**Data:**
════════

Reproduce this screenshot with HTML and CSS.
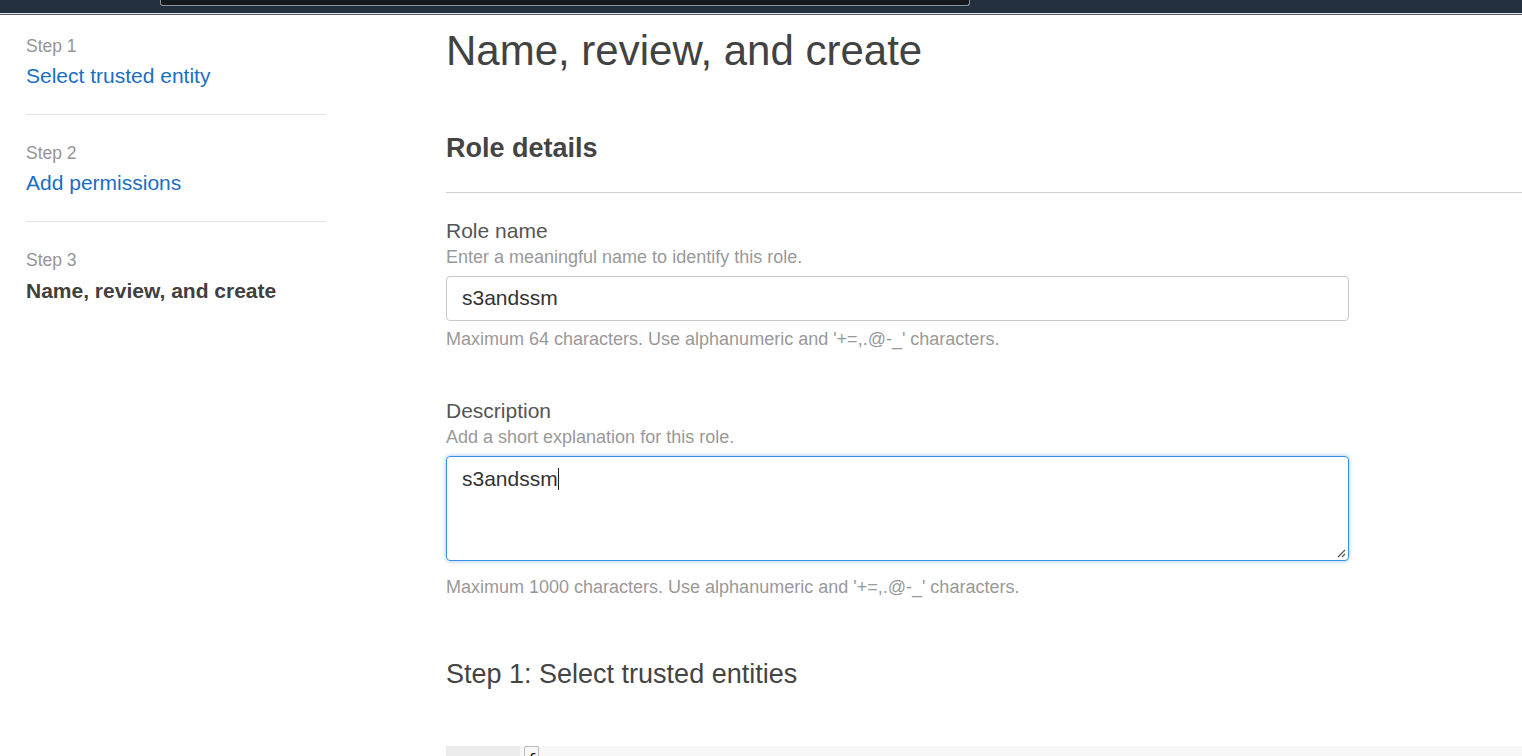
FILE: index.html
```html
<!DOCTYPE html>
<html lang="en">
<head>
<meta charset="utf-8">
<title>Create role</title>
<link rel="stylesheet" href="styles.css">
</head>
<body>
<header class="topbar">
  <div class="search"></div>
</header>
<div class="layout">
  <nav class="sidebar">
    <div class="step">
      <div class="step-num">Step 1</div>
      <a class="step-link" href="#">Select trusted entity</a>
    </div>
    <div class="step">
      <div class="step-num">Step 2</div>
      <a class="step-link" href="#">Add permissions</a>
    </div>
    <div class="step step-current">
      <div class="step-num">Step 3</div>
      <div class="step-title">Name, review, and create</div>
    </div>
  </nav>
  <main class="main">
    <h1 class="page-title">Name, review, and create</h1>
    <h2 class="section-title">Role details</h2>
    <div class="field field-first">
      <div class="label">Role name</div>
      <div class="hint">Enter a meaningful name to identify this role.</div>
      <input class="text-input" type="text" value="s3andssm">
      <div class="constraint">Maximum 64 characters. Use alphanumeric and '+=,.@-_' characters.</div>
    </div>
    <div class="field field-second">
      <div class="label">Description</div>
      <div class="hint">Add a short explanation for this role.</div>
      <div class="textarea"><span class="ta-text">s3andssm</span><span class="caret"></span>
        <svg class="grip" width="10" height="10" viewBox="0 0 10 10"><path d="M9 2 L2 9 M9 6 L6 9" stroke="#555" stroke-width="1.3" fill="none"/></svg>
      </div>
      <div class="constraint constraint-2">Maximum 1000 characters. Use alphanumeric and '+=,.@-_' characters.</div>
    </div>
    <h3 class="sub-title">Step 1: Select trusted entities</h3>
    <div class="editor">
      <div class="gutter">1</div>
      <div class="code"><span class="brace">{</span></div>
    </div>
  </main>
</div>
</body>
</html>
```
FILE: styles.css
```css
html, body {
  margin: 0;
  padding: 0;
  background: #fff;
  overflow: hidden;
  height: 756px;
}
body {
  font-family: "Liberation Sans", Arial, sans-serif;
  color: #444;
}
.topbar {
  height: 13px;
  background: #232f3e;
  border-bottom: 1px solid #e4e6e8;
  box-shadow: 0 1px 0 #545b64;
  margin-bottom: 1px;
  display: flex;
}
.search {
  margin-left: 160px;
  width: 808px;
  height: 5px;
  background: #16191f;
  border: 1px solid #8a939c;
  border-top: none;
  border-radius: 0 0 3px 3px;
}
.layout {
  display: flex;
  padding-left: 26px;
  gap: 120px;
}
.sidebar {
  width: 300px;
  flex: none;
}
.step {
  padding: 27px 0 24px;
  border-bottom: 1px solid #e1e1e1;
}
.step:first-child {
  padding-top: 20px;
}
.step-current {
  border-bottom: none;
  padding-top: 27px;
}
.step-num {
  font-size: 17.5px;
  line-height: 22px;
  color: #959595;
}
.step-link, .step-title {
  display: block;
  margin-top: 5px;
  font-size: 21px;
  line-height: 28px;
  color: #1a6ec4;
  text-decoration: none;
}
.step-title {
  margin-top: 6px;
  color: #404040;
  font-weight: bold;
}
.main {
  flex: 1;
  min-width: 0;
}
.page-title {
  margin: 11px 0 0;
  font-size: 42px;
  line-height: 50px;
  font-weight: normal;
  color: #424242;
}
.section-title {
  margin: 56px 0 0;
  padding-bottom: 28px;
  border-bottom: 1px solid #cfcfcf;
  font-size: 27px;
  line-height: 32px;
  font-weight: bold;
  color: #444;
}
.field-first {
  margin-top: 26px;
}
.field-second {
  margin-top: 49px;
}
.label {
  font-size: 21px;
  line-height: 24px;
  color: #555;
}
.hint {
  margin-top: 3px;
  font-size: 18px;
  line-height: 22px;
  color: #999;
}
.text-input {
  display: block;
  box-sizing: border-box;
  margin: 8px 0 0;
  width: 903px;
  height: 45px;
  padding: 0 15px 1px;
  border: 1px solid #c8c8c8;
  border-radius: 4px;
  font-family: "Liberation Sans", Arial, sans-serif;
  font-size: 21px;
  color: #333;
  outline: none;
}
.constraint {
  margin-top: 7px;
  font-size: 18px;
  line-height: 22px;
  color: #999;
}
.constraint-2 {
  margin-top: 15px;
}
.textarea {
  position: relative;
  box-sizing: border-box;
  margin-top: 8px;
  width: 903px;
  height: 105px;
  padding: 10px 15px;
  border: 1px solid #3a8ee0;
  border-radius: 4px;
  box-shadow: 0 0 4px rgba(58, 142, 224, 0.55);
  font-size: 21px;
  line-height: 24px;
  color: #333;
}
.caret {
  display: inline-block;
  width: 1px;
  height: 22px;
  background: #222;
  vertical-align: -4px;
}
.grip {
  position: absolute;
  right: 2px;
  bottom: 2px;
}
.sub-title {
  margin: 60px 0 0;
  font-size: 27px;
  line-height: 32px;
  font-weight: normal;
  color: #444;
}
.editor {
  margin-top: 56px;
  display: flex;
  height: 40px;
  background: #f7f7f7;
  font-family: "Liberation Mono", monospace;
  font-size: 17px;
  line-height: 22px;
}
.gutter {
  width: 74px;
  box-sizing: border-box;
  padding: 6px 26px 0 0;
  text-align: right;
  background: #ebebeb;
  color: #333;
}
.code {
  padding: 0 0 0 4px;
}
.brace {
  display: inline-block;
  box-sizing: border-box;
  width: 15px;
  height: 24px;
  border: 1px solid #bbb;
  border-radius: 2px;
  text-align: center;
  line-height: 28px;
  color: #111;
}
```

════════

**Exercise brief:**
Skipping the pictures, transcribe each line above exactly as it appears.

**Solution to this exercise:**
Reproduce this screenshot with HTML and CSS.
FILE: index.html
```html
<!DOCTYPE html>
<html lang="en">
<head>
<meta charset="utf-8">
<title>Create role</title>
<link rel="stylesheet" href="styles.css">
</head>
<body>
<header class="topbar">
  <div class="search"></div>
</header>
<div class="layout">
  <nav class="sidebar">
    <div class="step">
      <div class="step-num">Step 1</div>
      <a class="step-link" href="#">Select trusted entity</a>
    </div>
    <div class="step">
      <div class="step-num">Step 2</div>
      <a class="step-link" href="#">Add permissions</a>
    </div>
    <div class="step step-current">
      <div class="step-num">Step 3</div>
      <div class="step-title">Name, review, and create</div>
    </div>
  </nav>
  <main class="main">
    <h1 class="page-title">Name, review, and create</h1>
    <h2 class="section-title">Role details</h2>
    <div class="field field-first">
      <div class="label">Role name</div>
      <div class="hint">Enter a meaningful name to identify this role.</div>
      <input class="text-input" type="text" value="s3andssm">
      <div class="constraint">Maximum 64 characters. Use alphanumeric and '+=,.@-_' characters.</div>
    </div>
    <div class="field field-second">
      <div class="label">Description</div>
      <div class="hint">Add a short explanation for this role.</div>
      <div class="textarea"><span class="ta-text">s3andssm</span><span class="caret"></span>
        <svg class="grip" width="10" height="10" viewBox="0 0 10 10"><path d="M9 2 L2 9 M9 6 L6 9" stroke="#555" stroke-width="1.3" fill="none"/></svg>
      </div>
      <div class="constraint constraint-2">Maximum 1000 characters. Use alphanumeric and '+=,.@-_' characters.</div>
    </div>
    <h3 class="sub-title">Step 1: Select trusted entities</h3>
    <div class="editor">
      <div class="gutter">1</div>
      <div class="code"><span class="brace">{</span></div>
    </div>
  </main>
</div>
</body>
</html>
```
FILE: styles.css
```css
html, body {
  margin: 0;
  padding: 0;
  background: #fff;
  overflow: hidden;
  height: 756px;
}
body {
  font-family: "Liberation Sans", Arial, sans-serif;
  color: #444;
}
.topbar {
  height: 13px;
  background: #232f3e;
  border-bottom: 1px solid #e4e6e8;
  box-shadow: 0 1px 0 #545b64;
  margin-bottom: 1px;
  display: flex;
}
.search {
  margin-left: 160px;
  width: 808px;
  height: 5px;
  background: #16191f;
  border: 1px solid #8a939c;
  border-top: none;
  border-radius: 0 0 3px 3px;
}
.layout {
  display: flex;
  padding-left: 26px;
  gap: 120px;
}
.sidebar {
  width: 300px;
  flex: none;
}
.step {
  padding: 27px 0 24px;
  border-bottom: 1px solid #e1e1e1;
}
.step:first-child {
  padding-top: 20px;
}
.step-current {
  border-bottom: none;
  padding-top: 27px;
}
.step-num {
  font-size: 17.5px;
  line-height: 22px;
  color: #959595;
}
.step-link, .step-title {
  display: block;
  margin-top: 5px;
  font-size: 21px;
  line-height: 28px;
  color: #1a6ec4;
  text-decoration: none;
}
.step-title {
  margin-top: 6px;
  color: #404040;
  font-weight: bold;
}
.main {
  flex: 1;
  min-width: 0;
}
.page-title {
  margin: 11px 0 0;
  font-size: 42px;
  line-height: 50px;
  font-weight: normal;
  color: #424242;
}
.section-title {
  margin: 56px 0 0;
  padding-bottom: 28px;
  border-bottom: 1px solid #cfcfcf;
  font-size: 27px;
  line-height: 32px;
  font-weight: bold;
  color: #444;
}
.field-first {
  margin-top: 26px;
}
.field-second {
  margin-top: 49px;
}
.label {
  font-size: 21px;
  line-height: 24px;
  color: #555;
}
.hint {
  margin-top: 3px;
  font-size: 18px;
  line-height: 22px;
  color: #999;
}
.text-input {
  display: block;
  box-sizing: border-box;
  margin: 8px 0 0;
  width: 903px;
  height: 45px;
  padding: 0 15px 1px;
  border: 1px solid #c8c8c8;
  border-radius: 4px;
  font-family: "Liberation Sans", Arial, sans-serif;
  font-size: 21px;
  color: #333;
  outline: none;
}
.constraint {
  margin-top: 7px;
  font-size: 18px;
  line-height: 22px;
  color: #999;
}
.constraint-2 {
  margin-top: 15px;
}
.textarea {
  position: relative;
  box-sizing: border-box;
  margin-top: 8px;
  width: 903px;
  height: 105px;
  padding: 10px 15px;
  border: 1px solid #3a8ee0;
  border-radius: 4px;
  box-shadow: 0 0 4px rgba(58, 142, 224, 0.55);
  font-size: 21px;
  line-height: 24px;
  color: #333;
}
.caret {
  display: inline-block;
  width: 1px;
  height: 22px;
  background: #222;
  vertical-align: -4px;
}
.grip {
  position: absolute;
  right: 2px;
  bottom: 2px;
}
.sub-title {
  margin: 60px 0 0;
  font-size: 27px;
  line-height: 32px;
  font-weight: normal;
  color: #444;
}
.editor {
  margin-top: 56px;
  display: flex;
  height: 40px;
  background: #f7f7f7;
  font-family: "Liberation Mono", monospace;
  font-size: 17px;
  line-height: 22px;
}
.gutter {
  width: 74px;
  box-sizing: border-box;
  padding: 6px 26px 0 0;
  text-align: right;
  background: #ebebeb;
  color: #333;
}
.code {
  padding: 0 0 0 4px;
}
.brace {
  display: inline-block;
  box-sizing: border-box;
  width: 15px;
  height: 24px;
  border: 1px solid #bbb;
  border-radius: 2px;
  text-align: center;
  line-height: 28px;
  color: #111;
}
```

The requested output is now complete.